As for Little A, she isn't doing so well again lately. She just wants to eat fruit and rice cakes. But again, it could be worse. She doesn't seem to favour only sweet things (she prefers rice cakes to muffins or bread with almond butter or apple butter) and she generally likes ALL fruit. My big concern with her is simply that she may not be getting enough of the calories and fat that she needs.

In any case, a recent study that showed fruit and veggie consumption only decreased risk of cancer by 4% jolted me back to reality. You do your best to keep yourself and your family healthy, but ultimately there is so much of it that is out of your control. The best you can do is set a good example for your children. Eat well, exercise and don't smoke. Adam and I do our best in this regard and we have certainly succeeded in the exercise department. Big A is a natural athlete and generally loves all sports. She plays soccer at daycare on Mondays, she has two hours of sports play on Wednesdays that my mother-in-law takes her to, she does gymnastics on Saturday and she swims on Sunday. She also sometimes asks to walk on our treadmill. Usually she just goes about 5 minutes, but once she went almost 25 minutes! And Little A is proving to be just as active. She is almost walking and all she wants to do is move. Getting her to stay still long enough to change a diaper or dress her is an increasing challenge.

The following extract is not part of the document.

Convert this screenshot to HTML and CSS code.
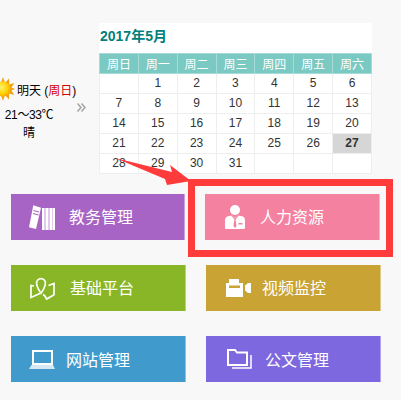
FILE: index.html
```html
<!DOCTYPE html>
<html lang="zh-CN">

<head>
  <meta charset="UTF-8" />
  <title>首页</title>
  <link rel="stylesheet" href="styles.css">
</head>

<body>
  <div class="page">
    <div class="top">
      <div class="weather">
        <div class="weather-head">
          <svg class="sun" width="24" height="24" viewBox="0 0 24 24">
            <defs>
              <radialGradient id="sun-core" cx="0.4" cy="0.4" r="0.7">
                <stop offset="0" stop-color="#fff176" />
                <stop offset="0.6" stop-color="#ffd200" />
                <stop offset="1" stop-color="#f59a00" />
              </radialGradient>
            </defs>
            <polygon fill="#f5a010"
              points="12,0 14,6 18,1.6 18.2,7.6 23.4,6 20.4,10.6 24,12 20.4,13.6 23.4,18 18.2,16.6 18,22.4 14,18 12,24 10,18 6,22.4 5.8,16.6 0.6,18 3.6,13.6 0,12 3.6,10.6 0.6,6 5.8,7.6 6,1.6 10,6" />
            <circle cx="12" cy="12" r="7.5" fill="url(#sun-core)" />
          </svg>
          <span>明天 (<span class="sunday">周日</span>)</span>
        </div>
        <div class="weather-temp">21～33℃</div>
        <div class="weather-sky">晴</div>
      </div>

      <svg class="more" width="9" height="9" viewBox="0 0 9 9" fill="none" stroke="#a0a0a0" stroke-width="1.4">
        <path d="M0.5 0.5L4 4.5L0.5 8.5M4.5 0.5L8 4.5L4.5 8.5" />
      </svg>

      <div class="calendar">
        <div class="calendar-title">2017年5月</div>
        <table>
          <thead>
            <tr>
              <th>周日</th>
              <th>周一</th>
              <th>周二</th>
              <th>周三</th>
              <th>周四</th>
              <th>周五</th>
              <th>周六</th>
            </tr>
          </thead>
          <tbody>
            <tr>
              <td></td>
              <td>1</td>
              <td>2</td>
              <td>3</td>
              <td>4</td>
              <td>5</td>
              <td>6</td>
            </tr>
            <tr>
              <td>7</td>
              <td>8</td>
              <td>9</td>
              <td>10</td>
              <td>11</td>
              <td>12</td>
              <td>13</td>
            </tr>
            <tr>
              <td>14</td>
              <td>15</td>
              <td>16</td>
              <td>17</td>
              <td>18</td>
              <td>19</td>
              <td>20</td>
            </tr>
            <tr>
              <td>21</td>
              <td>22</td>
              <td>23</td>
              <td>24</td>
              <td>25</td>
              <td>26</td>
              <td class="today">27</td>
            </tr>
            <tr>
              <td>28</td>
              <td>29</td>
              <td>30</td>
              <td>31</td>
              <td></td>
              <td></td>
              <td></td>
            </tr>
          </tbody>
        </table>
      </div>
    </div>

    <div class="tiles">
      <a class="tile tile-jiaowu">
        <svg class="icon" width="26" height="27" viewBox="0 0 26 27">
          <polygon fill="#fff" points="4.3,1.3 12,3.7 7,25 0,23.3" />
          <path d="M4.5 6.5L10 8M4 9.5L9.5 11" stroke="#a864c4" stroke-width="1.2" />
          <rect x="13" y="4" width="13" height="22" fill="#e3c9ec" />
          <path d="M14 4V26M18 4V26M22 4V26M25 4V26" stroke="#fff" stroke-width="2" />
        </svg>
        <span>教务管理</span>
      </a>
      <a class="tile tile-renli">
        <svg class="icon" width="20" height="24" viewBox="0 0 20 24">
          <circle cx="10" cy="5" r="5" fill="#fff" />
          <path fill="#fff" d="M2 11.5L7 10.5L10 13L13 10.5L18 11.5Q20 12.5 20 15V23Q20 24 19 24H1Q0 24 0 23V15Q0 12.5 2 11.5Z" />
          <path fill="#f4819f" d="M6.5 11L9.4 14.5L8.5 21L10 23L11.5 21L10.6 14.5L13.5 11L13.5 10L10 13.5L6.5 10Z" />
          <rect x="13.5" y="18" width="4" height="1.5" fill="#f4819f" />
        </svg>
        <span>人力资源</span>
      </a>
      <a class="tile tile-jichu">
        <svg class="icon" width="25" height="24" viewBox="0 0 25 24" fill="none" stroke="#fff" stroke-width="1.7">
          <path d="M4 9L1 8.5V20.5L7.5 17.5M14.5 18.5L16.7 22L24 17.7V6.5L18.5 8.5M7.5 17.5L10 16.5M14.5 18.5L13 17.5" />
          <path d="M11 16.3C8.5 12.5 6.6 10 6.6 6A4.4 4.4 0 0 1 15.4 6C15.4 10 13.5 12.5 11 16.3Z" />
        </svg>
        <span>基础平台</span>
      </a>
      <a class="tile tile-shipin">
        <svg class="icon" width="25" height="18" viewBox="0 0 25 18">
          <path fill="#fff" d="M3 0H13V4H17V18H0V4H3Z" />
          <rect x="3" y="6.5" width="11" height="2.5" fill="#c9a434" />
          <polygon fill="#fff" points="19,6.5 22,4 25,4 25,14 22,14 19,11.5" />
        </svg>
        <span>视频监控</span>
      </a>
      <a class="tile tile-wangzhan">
        <svg class="icon" width="26" height="19" viewBox="0 0 26 19">
          <rect x="4" y="1" width="19" height="13" fill="none" stroke="#fff" stroke-width="2" />
          <polygon fill="#d5e8f4" points="2.5,15 24,15 26,19 0,19" />
        </svg>
        <span>网站管理</span>
      </a>
      <a class="tile tile-gongwen">
        <svg class="icon" width="25" height="20" viewBox="0 0 25 20" fill="none" stroke="#fff" stroke-width="2">
          <path d="M1 16V1H8L10 3.5H20V16Z" />
          <path d="M5 19H24V6" stroke-width="1.5" />
        </svg>
        <span>公文管理</span>
      </a>
    </div>

    <!-- annotation drawn over the screenshot -->
    <div class="mark-box"></div>
    <svg class="mark-arrow" width="80" height="30" viewBox="0 0 80 30">
      <polygon fill="#ff3b3b" points="0,0 57,14 55,7 76,23 52,27 50,21" />
    </svg>
  </div>
</body>

</html>
```

FILE: styles.css
```css
* {
  box-sizing: border-box;
  margin: 0;
  padding: 0;
}

body {
  height: 100vh;
  overflow: hidden;
  background-color: #f8f8f8;
  color: #000;
  font-family: "Liberation Sans", "Noto Sans CJK SC", sans-serif;
  font-size: 12px;
}

.page {
  position: relative;
  height: 100%;
}

.top {
  display: flex;
  align-items: flex-start;
  padding-top: 23px;
}

.weather {
  flex: none;
  width: 77px;
  margin-top: 54px;
}

.weather-head {
  display: flex;
  align-items: center;
  gap: 2px;
  margin-left: -9px;
  white-space: nowrap;
}

.sunday {
  color: #d40000;
}

.weather-temp,
.weather-sky {
  width: 58px;
  text-align: center;
  white-space: nowrap;
}

.weather-temp {
  margin-top: 4px;
  letter-spacing: -0.4px;
}

.weather-sky {
  margin-top: 1px;
}

.more {
  flex: none;
  margin-top: 80px;
  margin-right: 13px;
}

.calendar {
  flex: none;
  width: 273px;
}

.calendar-title {
  height: 30px;
  padding-left: 1px;
  line-height: 27px;
  background-color: #fff;
  color: #00807a;
  font-size: 14px;
  font-weight: 700;
}

table {
  width: 273px;
  table-layout: fixed;
  border-collapse: collapse;
  background-color: #fff;
}

th,
td {
  height: 20px;
  padding: 0;
  text-align: center;
  vertical-align: middle;
  font-size: 12px;
}

th {
  border: 1px solid #a6dbd7;
  background-color: #7bc9c3;
  color: #fff;
  font-weight: 400;
}

td {
  padding-bottom: 2px;
  border: 1px solid #eee;
  color: #333;
}

td.today {
  background-color: #d6d6d6;
  font-weight: 700;
}

.tiles {
  display: grid;
  grid-template-columns: 175px 175px;
  grid-auto-rows: 46px;
  gap: 25px 20px;
  margin-top: 20px;
  padding-left: 11px;
}

.tile {
  display: flex;
  align-items: center;
  border-right: 1px solid rgba(255, 255, 255, 0.4);
  color: #fff;
  font-size: 16px;
}

/* first two rows sit a pixel higher than the last */
.tile-jiaowu span,
.tile-renli span,
.tile-jichu span,
.tile-shipin span {
  margin-top: -2px;
}

.tile-jiaowu {
  margin-right: 1px;
  padding-left: 18px;
  background-color: #a864c4;
}

.tile-jiaowu .icon {
  margin-right: 14px;
}

.tile-renli {
  margin-left: -1px;
  margin-right: 1px;
  padding-left: 20px;
  background-color: #f4819f;
}

.tile-renli .icon {
  margin-right: 15px;
}

.tile-jichu {
  padding-left: 19px;
  background-color: #88b627;
}

.tile-jichu .icon {
  margin-top: 2px;
  margin-right: 15px;
}

.tile-shipin {
  padding-left: 20px;
  background-color: #c9a434;
}

.tile-shipin .icon {
  margin-right: 11px;
}

.tile-wangzhan {
  padding-left: 18px;
  background-color: #409bcc;
}

.tile-wangzhan .icon {
  margin-right: 11px;
}

.tile-gongwen {
  padding-left: 21px;
  background-color: #7d68e0;
}

.tile-gongwen .icon {
  margin-right: 13px;
}

.mark-box {
  position: absolute;
  left: 188px;
  top: 179px;
  width: 205px;
  height: 78px;
  border: 7px solid #ff3b3b;
}

.mark-arrow {
  position: absolute;
  left: 115px;
  top: 158px;
}
```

So I'm vowing to stop beating myself up and keep reminding myself that I'm doing my best. I am also going to focus on the positive and try to stop obsessing about all of our dietary and lifestyle imperfections. While we can all strive to improve ourselves, as parents, lets try to let go of the guilt and pat ourselves on the back for what we are doing well!

Editing before bed today to add this:

The girls snacked on organic strawberries on the journey home from daycare. Big A ate a poached egg, steamed broccoli for dinner...and I let her have a chocolate chip bran muffin for a treat (I made them for Little A's party on Thursday). Little A ate a bite of spinach pancake (and threw the rest), some fish, some kiwi, watermelon and the rest of her yogurt from breakfast. Oh, and Big A walked the whole way home from daycare. So you know what, I'm thinking we're not doing so bad!